GIVEN TASK:
Transcribe the listing exactly, leaving out every picture.

DATA:

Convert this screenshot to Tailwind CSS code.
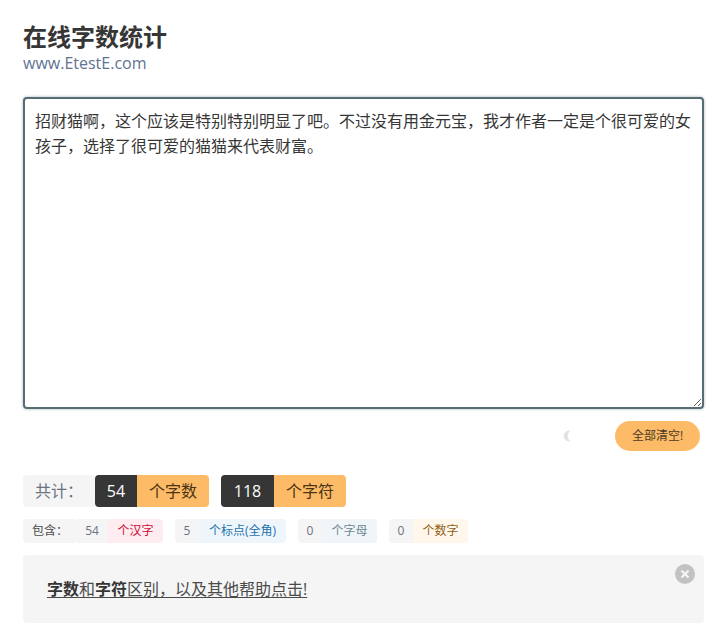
<!DOCTYPE html>
<html lang="zh-CN">
<head>
<meta charset="utf-8">
<title>在线字数统计</title>
<script src="https://cdn.jsdelivr.net/npm/@tailwindcss/browser@4"></script>
</head>
<body class="bg-white text-[#4a4a4a] font-['Open_Sans','Noto_Sans_CJK_SC',sans-serif] overflow-hidden">
<div class="w-[721px] h-[631px] pl-[23px] pr-[17px] pt-[21px]">
    <!-- Title -->
    <h1 class="text-2xl leading-[32px] font-bold text-[#363636]">在线字数统计</h1>
    <p class="text-base leading-[20px] text-[#5f7391]">www.EtestE.com</p>

    <!-- Text input -->
    <textarea class="block mt-[24px] w-full h-[312px] pl-[10px] pr-[8px] pt-[10px] pb-[10px] text-base leading-[25px] text-[#363636] bg-white border-2 border-[#566d73] rounded-[4px] shadow-[0_0_3px_#9fb2b7] outline-none resize-y">招财猫啊，这个应该是特别特别明显了吧。不过没有用金元宝，我才作者一定是个很可爱的女孩子，选择了很可爱的猫猫来代表财富。</textarea>

    <!-- Clear row -->
    <div class="flex items-center justify-end mt-[12px] h-[30px] pr-[4px]">
        <svg class="w-[10px] h-[12px] mr-[43px]" viewBox="0 0 10 12">
            <path d="M8.5 .8A5.4 5.4 0 1 0 8.5 11.2 6.2 6.2 0 0 1 8.5 .8Z" fill="#e0e3e3"/>
        </svg>
        <button class="w-[85px] h-[30px] rounded-full bg-[#fdbb68] text-xs text-[#4a3a22]">全部清空!</button>
    </div>

    <!-- Totals -->
    <div class="flex mt-[24px] h-[32px] text-base leading-[32px]">
        <span class="w-[72px] pl-[12px] bg-[#f5f5f5] rounded-l-[4px] text-[#6b7280]">共计：</span>
        <span class="w-[42px] text-center bg-[#363636] text-white rounded-l-[4px]">54</span>
        <span class="w-[72px] text-center bg-[#fdbb68] text-[#4a3413] rounded-r-[4px]">个字数</span>
        <span class="w-[53px] ml-[12px] text-center bg-[#363636] text-white rounded-l-[4px]">118</span>
        <span class="w-[72px] text-center bg-[#fdbb68] text-[#4a3413] rounded-r-[4px]">个字符</span>
    </div>

    <!-- Breakdown -->
    <div class="flex mt-[12px] h-[24px] text-xs leading-[24px]">
        <span class="w-[52px] pl-[9px] bg-[#f5f5f5] rounded-l-[4px] text-[#4a4a4a]">包含：</span>
        <span class="w-[33px] pl-[1px] text-center bg-[#f5f5f5] text-[#6b7280] rounded-l-[4px]">54</span>
        <span class="w-[55px] text-center bg-[#feecf0] text-[#cc0f35] rounded-r-[4px]">个汉字</span>
        <span class="w-[24px] ml-[12px] text-center bg-[#f5f5f5] text-[#6b7280] rounded-l-[4px]">5</span>
        <span class="w-[87px] text-center bg-[#eef6fc] text-[#1d72aa] rounded-r-[4px]">个标点(全角)</span>
        <span class="w-[24px] ml-[12px] text-center bg-[#f5f5f5] text-[#6b7280] rounded-l-[4px]">0</span>
        <span class="w-[55px] text-center bg-[#eff5f8] text-[#6f8791] rounded-r-[4px]">个字母</span>
        <span class="w-[24px] ml-[12px] text-center bg-[#f5f5f5] text-[#6b7280] rounded-l-[4px]">0</span>
        <span class="w-[55px] text-center bg-[#fff7ec] text-[#8f5f14] rounded-r-[4px]">个数字</span>
    </div>

    <!-- Help notification -->
    <div class="relative mt-[12px] h-[68px] pl-[24px] bg-[#f5f5f5] rounded-[4px] text-base leading-[68px] text-[#4a4a4a]">
        <a href="#" class="underline underline-offset-2"><b class="text-[#363636]">字数</b>和<b class="text-[#363636]">字符</b>区别，以及其他帮助点击!</a>
        <button class="absolute top-[9px] right-[9px] w-[20px] h-[20px] rounded-full bg-[#c2c2c2] flex items-center justify-center">
            <svg class="w-[10px] h-[10px]" viewBox="0 0 10 10">
                <path d="M1.5 1.5L8.5 8.5M8.5 1.5L1.5 8.5" stroke="#f5f5f5" stroke-width="2.2"/>
            </svg>
        </button>
    </div>
</div>
</body>
</html>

OUTPUT BELOW:
Convert this screenshot to Tailwind CSS code.
<!DOCTYPE html>
<html lang="zh-CN">
<head>
<meta charset="utf-8">
<title>在线字数统计</title>
<script src="https://cdn.jsdelivr.net/npm/@tailwindcss/browser@4"></script>
</head>
<body class="bg-white text-[#4a4a4a] font-['Open_Sans','Noto_Sans_CJK_SC',sans-serif] overflow-hidden">
<div class="w-[721px] h-[631px] pl-[23px] pr-[17px] pt-[21px]">
    <!-- Title -->
    <h1 class="text-2xl leading-[32px] font-bold text-[#363636]">在线字数统计</h1>
    <p class="text-base leading-[20px] text-[#5f7391]">www.EtestE.com</p>

    <!-- Text input -->
    <textarea class="block mt-[24px] w-full h-[312px] pl-[10px] pr-[8px] pt-[10px] pb-[10px] text-base leading-[25px] text-[#363636] bg-white border-2 border-[#566d73] rounded-[4px] shadow-[0_0_3px_#9fb2b7] outline-none resize-y">招财猫啊，这个应该是特别特别明显了吧。不过没有用金元宝，我才作者一定是个很可爱的女孩子，选择了很可爱的猫猫来代表财富。</textarea>

    <!-- Clear row -->
    <div class="flex items-center justify-end mt-[12px] h-[30px] pr-[4px]">
        <svg class="w-[10px] h-[12px] mr-[43px]" viewBox="0 0 10 12">
            <path d="M8.5 .8A5.4 5.4 0 1 0 8.5 11.2 6.2 6.2 0 0 1 8.5 .8Z" fill="#e0e3e3"/>
        </svg>
        <button class="w-[85px] h-[30px] rounded-full bg-[#fdbb68] text-xs text-[#4a3a22]">全部清空!</button>
    </div>

    <!-- Totals -->
    <div class="flex mt-[24px] h-[32px] text-base leading-[32px]">
        <span class="w-[72px] pl-[12px] bg-[#f5f5f5] rounded-l-[4px] text-[#6b7280]">共计：</span>
        <span class="w-[42px] text-center bg-[#363636] text-white rounded-l-[4px]">54</span>
        <span class="w-[72px] text-center bg-[#fdbb68] text-[#4a3413] rounded-r-[4px]">个字数</span>
        <span class="w-[53px] ml-[12px] text-center bg-[#363636] text-white rounded-l-[4px]">118</span>
        <span class="w-[72px] text-center bg-[#fdbb68] text-[#4a3413] rounded-r-[4px]">个字符</span>
    </div>

    <!-- Breakdown -->
    <div class="flex mt-[12px] h-[24px] text-xs leading-[24px]">
        <span class="w-[52px] pl-[9px] bg-[#f5f5f5] rounded-l-[4px] text-[#4a4a4a]">包含：</span>
        <span class="w-[33px] pl-[1px] text-center bg-[#f5f5f5] text-[#6b7280] rounded-l-[4px]">54</span>
        <span class="w-[55px] text-center bg-[#feecf0] text-[#cc0f35] rounded-r-[4px]">个汉字</span>
        <span class="w-[24px] ml-[12px] text-center bg-[#f5f5f5] text-[#6b7280] rounded-l-[4px]">5</span>
        <span class="w-[87px] text-center bg-[#eef6fc] text-[#1d72aa] rounded-r-[4px]">个标点(全角)</span>
        <span class="w-[24px] ml-[12px] text-center bg-[#f5f5f5] text-[#6b7280] rounded-l-[4px]">0</span>
        <span class="w-[55px] text-center bg-[#eff5f8] text-[#6f8791] rounded-r-[4px]">个字母</span>
        <span class="w-[24px] ml-[12px] text-center bg-[#f5f5f5] text-[#6b7280] rounded-l-[4px]">0</span>
        <span class="w-[55px] text-center bg-[#fff7ec] text-[#8f5f14] rounded-r-[4px]">个数字</span>
    </div>

    <!-- Help notification -->
    <div class="relative mt-[12px] h-[68px] pl-[24px] bg-[#f5f5f5] rounded-[4px] text-base leading-[68px] text-[#4a4a4a]">
        <a href="#" class="underline underline-offset-2"><b class="text-[#363636]">字数</b>和<b class="text-[#363636]">字符</b>区别，以及其他帮助点击!</a>
        <button class="absolute top-[9px] right-[9px] w-[20px] h-[20px] rounded-full bg-[#c2c2c2] flex items-center justify-center">
            <svg class="w-[10px] h-[10px]" viewBox="0 0 10 10">
                <path d="M1.5 1.5L8.5 8.5M8.5 1.5L1.5 8.5" stroke="#f5f5f5" stroke-width="2.2"/>
            </svg>
        </button>
    </div>
</div>
</body>
</html>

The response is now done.